Several Pallas’s Grashopper Warblers were caught, and I got the privilege to release one of them.

Early morning Pallas’s Gropper

Birds kept coming in. Yellow-breasted Bunting, two Siberian Rubythroats, Two-barred Warbler, Dusky Warbler… really great birds…

Siberian Rubythroat

Then Yosef was making another round and as he returned he smiled and proclaimed: “Chinese Bush Warbler”. I got quite excited and it seemed like forever before the bird was processed. Eventually it was given to Abu, who took additional measurements before a brief photo session and then Tuvshee released it. What an experience to see this mega skulker in the hand!

Yosef at work



Chinese Bush Warbler release

All this was actually just a bonus. Our real target in Khurkh were Siberian Cranes. Only Abu and Bolormunkh had seen the species before, so they stayed at the ringing station while Tuvshee joined us to look for the Siberian Cranes. But our hopes were not so bright since none had been seen for about two weeks – and mid August is the time for migration. Now was the 19th.

Tuvshee took us out into the crane-area to look for the cranes. First we found several Demosaille Cranes. And shortly after a white object was spotted in the distance by Sömke. A thorough look revealed that it was in deed a Siberian Crane! Tuvshee had done the job!

Tagged Siberian Crane

We obtained really good views of the bird, which even took flight a few times. What a stunner.

Siberian Crane

Siberian Crane

After enjoying the Siberian Crane we headed off. Soon we found five Hooded Cranes and plenty of White-naped Cranes. Really a crane party! The Hooded Cranes were quite shy, but distant photos were possible. Common Crane was also seen, so 5 Cranes in a day. Cranezy!!!

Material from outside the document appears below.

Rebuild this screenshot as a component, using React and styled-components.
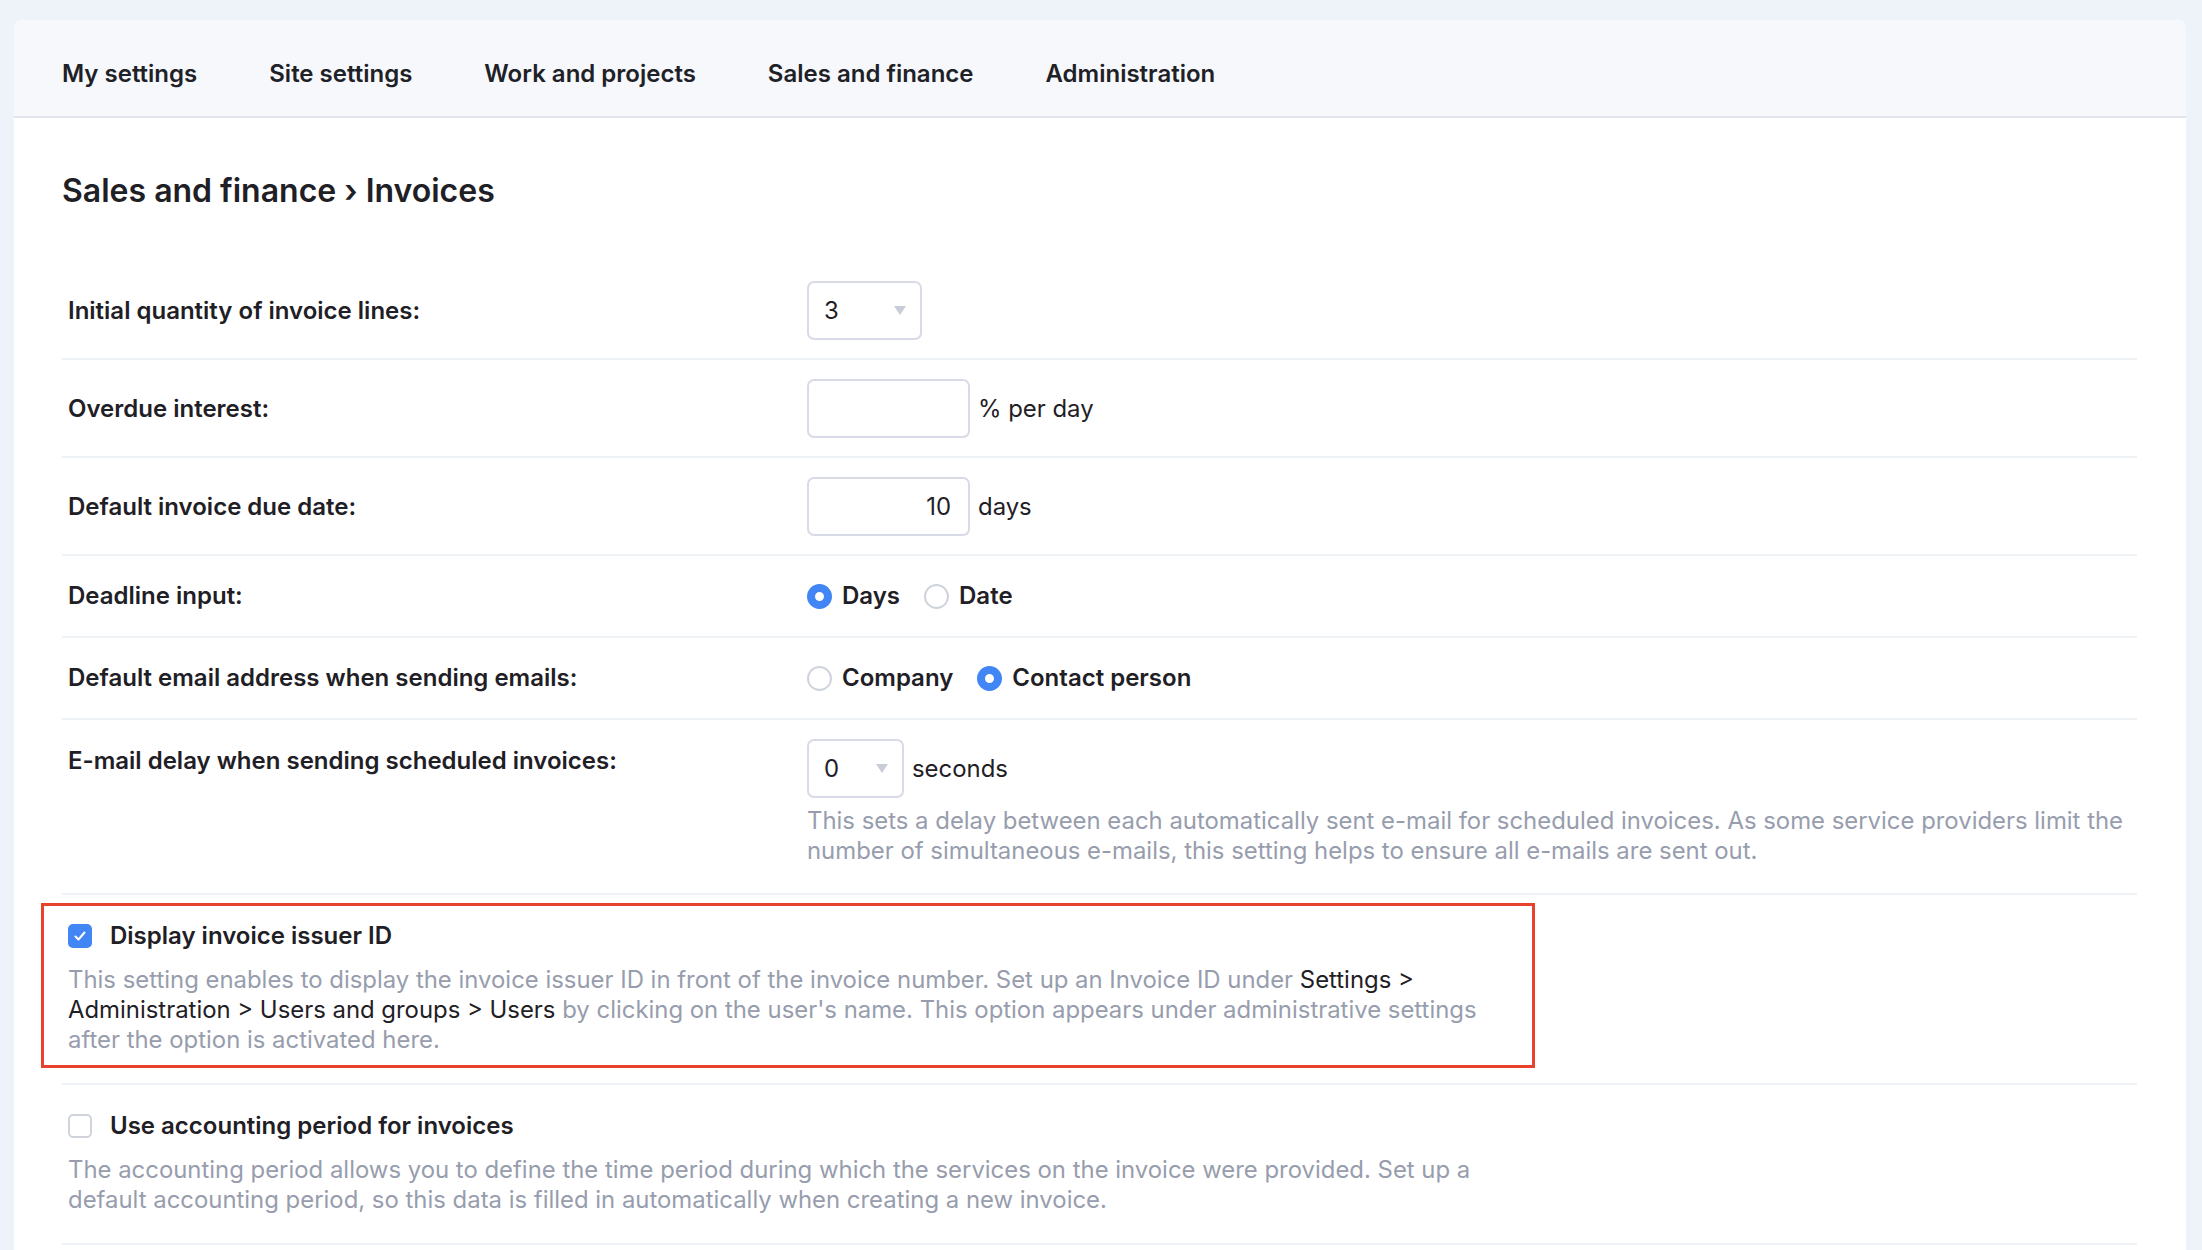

Tuvshee and a driver watching Great Bustard



At the same time a Great Bustard was spotted in the distance. Great Bustard is always a nice bird to encounter, and we saw the bird well albeit distant. This was even a new Mongolian tick for me.

Distant Great Bustard

The bird proved to be rather shy, but a few distant photos were obtained.

Shortly after it started to rain. And rain. So we decided to head back to the ringing station and called it a day birding wise. A good day that is.

Pallas’s Bunting

Late in the afternoon I went out on my own in spite of the rain, which was less intense now. 4 Pallas’s Grashoppers, 4 Yellow-browed, 3 Dusky, 2 Two-barred, 3 Thick-billed, 2-3 Chinese Bush and a few Arctic Warblers were present along with a Yellow-breasted Bunting, Taiga Flycatcher and a Siberian Lesser Whitethroat. That was worth getting soaked for.

Mongolian Boodog

In the evening we celebrated the Siberian Crane – which was a tick for all of us except Abu and Bolormunkh. We had some Mongolians over to prepare “Boodog”, which is a tradition Mongolian kind of barbecue. A goat was slaughtered, cut to pieces and then meat, bones, potatoes, hot rocks and carrots were sown into the goats skin. Then it was burned on a fire until it was done. Safe to say it was one of the most delicious meals I’ve had in Mongolia.